The announcement describes this as "Physical AI in practice." How do you define Physical AI in the context of autonomous vehicles, and what role does embedded perception play in enabling it?
Physical AI is about bridging digital intelligence and real-world action. You're actively reasoning about the physical environment in real time, at the point of sensing, and delivering actionable outputs with real consequences. That is the distinction from simply collecting data and shipping it somewhere else for interpretation.
The progression from raw data to a classified, tracked object that the vehicle can act on is the value we're focused on. When you embed perception directly into the sensor, you're placing that intelligence as close to the physical world as possible. The sensor becomes an intelligent node making decisions about what it sees in real time.
Historically, LiDAR companies focused primarily on hardware, while perception software lived elsewhere in the autonomy stack. Why is Innoviz now expanding deeper into embedded software and sensor-level intelligence?
The push into sensor-level intelligence comes directly from listening to customers. They need sophisticated perception workloads to run on the sensor itself, as another layer to the central compute system. OEMs building at production scale want an integrated solution they can depend on in case of a safety-critical situation.
A leading autonomous driving company is already evaluating this capability with us, which tells us that what we've built is being recognized as exactly that.
OEMs increasingly want safety-critical perception outputs generated directly at the sensor level. What advantages does on-sensor perception provide in terms of latency, reliability, and functional safety?
Not every OEM we work with wants on-sensor perception, but the ones who do, the reasoning lines up on three interconnected fronts: latency, reliability, and functional safety.
From a latency perspective, when perception runs on-sensor, you eliminate the round-trip time to a central processor. In a Level 4 system, every millisecond of response time in safety-critical decisions matters, and perception needs to happen as close to the moment of sensing as possible.
With regards to reliability, on-sensor perception generates a standardized output that the vehicle stack consumes directly, and it operates independently of the vehicle's broader processing architecture. That independence means you have a perception channel that keeps functioning correctly even if other system components are under a heavy load or degraded.
Lastly, there's the impact on functional safety. The fundamental difference between Level 3 and Level 4 is the availability of human fallback. At Level 4, there's no expectation of a driver being on alert in case needed. The system must work continuously, in all conditions. On-sensor perception, operating independently from central compute and on top of it, is a core architectural building block for achieving that availability.
Autonomous driving systems are under enormous pressure to reduce compute costs, energy consumption, and architectural complexity. Could distributing intelligence across sensors fundamentally reshape future AV system design?
Reducing compute cost, energy consumption, and architectural complexity is something everyone in this market is working on, but there are a lot of different approaches being explored to get there, and honestly, each one has real potential depending on the application.

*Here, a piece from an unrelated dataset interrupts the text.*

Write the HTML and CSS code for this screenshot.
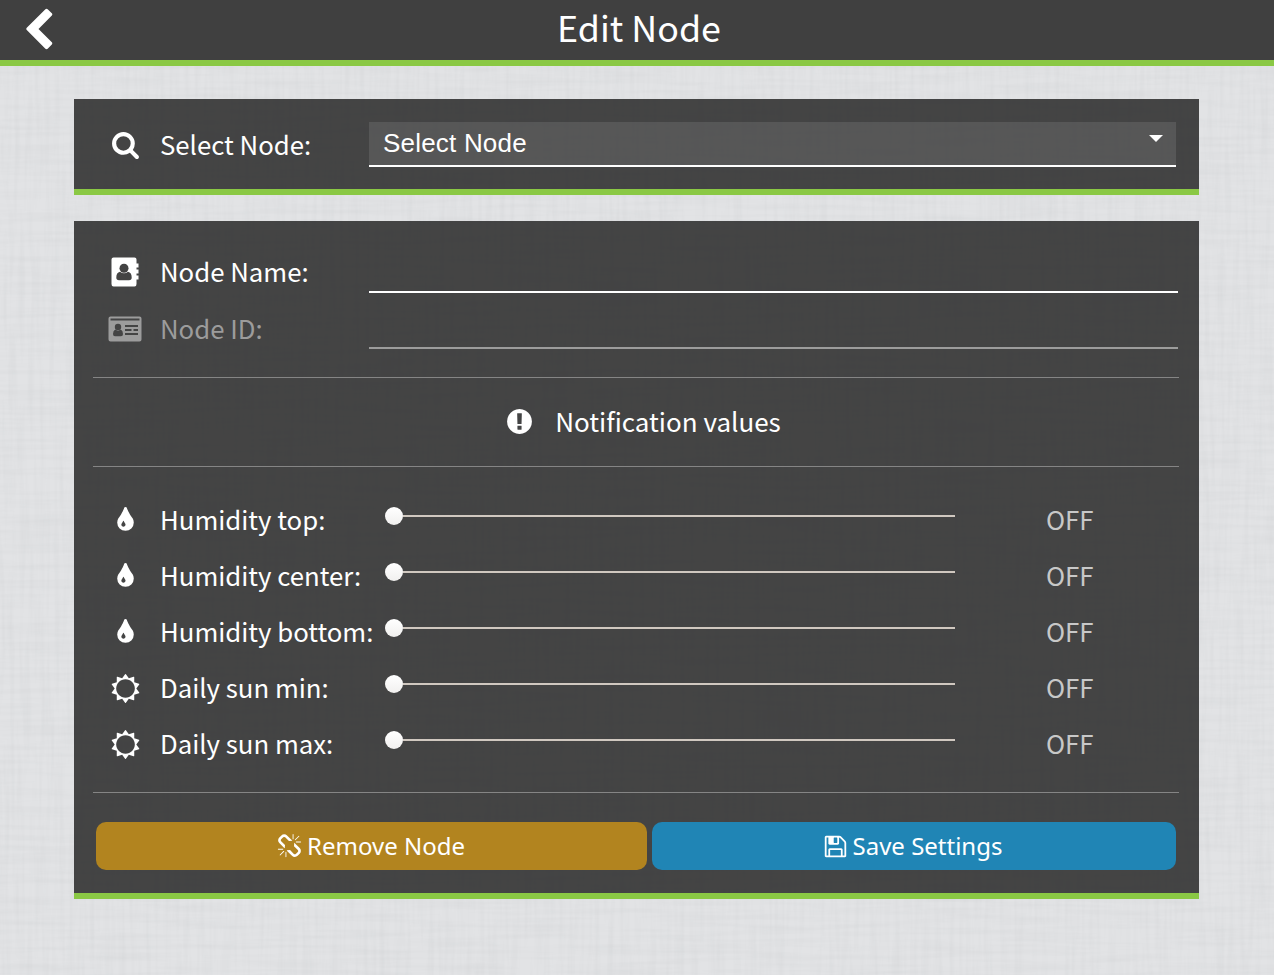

The agreement involves a leading autonomous driving technology company whose identity was not disclosed. What qualities are OEMs and AV developers prioritizing today when selecting long-term LiDAR and perception partners?
Production credibility, above everything else. OEMs and AV developers have been burned too many times by suppliers who delivered impressive demos but couldn't scale to automotive volumes, costs, or quality standards. The first questions they ask are blunt: can this sensor pass automotive-grade qualification? Can you scale from hundreds of units to hundreds of thousands? Can you meet our cost targets? Can you guarantee us that you can take on long-term contracts? Most LiDAR companies struggle to answer yes to all of those questions.
The other thing I'd add is to pick a partner who is past the pilot stage. There's a meaningful gap between a company that can run a successful demo and one that has actually shipped at scale with major OEMs. Real-world programs surface problems you cannot find in a lab, and that experience compounds and, for us, has become a competitive advantage, as we have numerous partners for L3 and now L4.
The autonomous vehicle industry has gone through cycles of hype, consolidation, and shifting timelines. How has Innoviz adapted its strategy to remain relevant as the market evolves from experimentation toward production-scale deployment?
We stayed close to our customers and evolved with them. The companies that got stuck were the ones who locked into a single roadmap and waited for the market to catch up. When OEMs told us what they actually needed to reach production on cost, qualification, integration, the kind of output their stack could consume, we adapted to match. That's how we went from a sensor supplier to a longer-term partner, first on L3 programs and now on L4. The same listening shaped our move into perimeter defense, homeland security, and intelligent infrastructure, applying automotive-grade technology where customers told us it was needed.
Hype cycles will keep coming. What keeps you relevant is being genuinely useful to the companies building real products, and being willing to change as their needs change.
Looking ahead five years, do you believe LiDAR sensors will evolve into fully autonomous perception nodes capable of independent decision support, or will centralized AI compute remain dominant in vehicle autonomy?
I'd be cautious about predicting exactly where this lands in five years, as at best it would be a guess. Our work centers on the optical engine, and as that and the AI get better, the role of the sensor in the broader system will keep expanding. But the shape of that expansion depends entirely on the application. Not every automotive use case is the same, and for robotics we have barely begun to create what is possible, and teams will continue to refine the approach based on their individual and practical needs.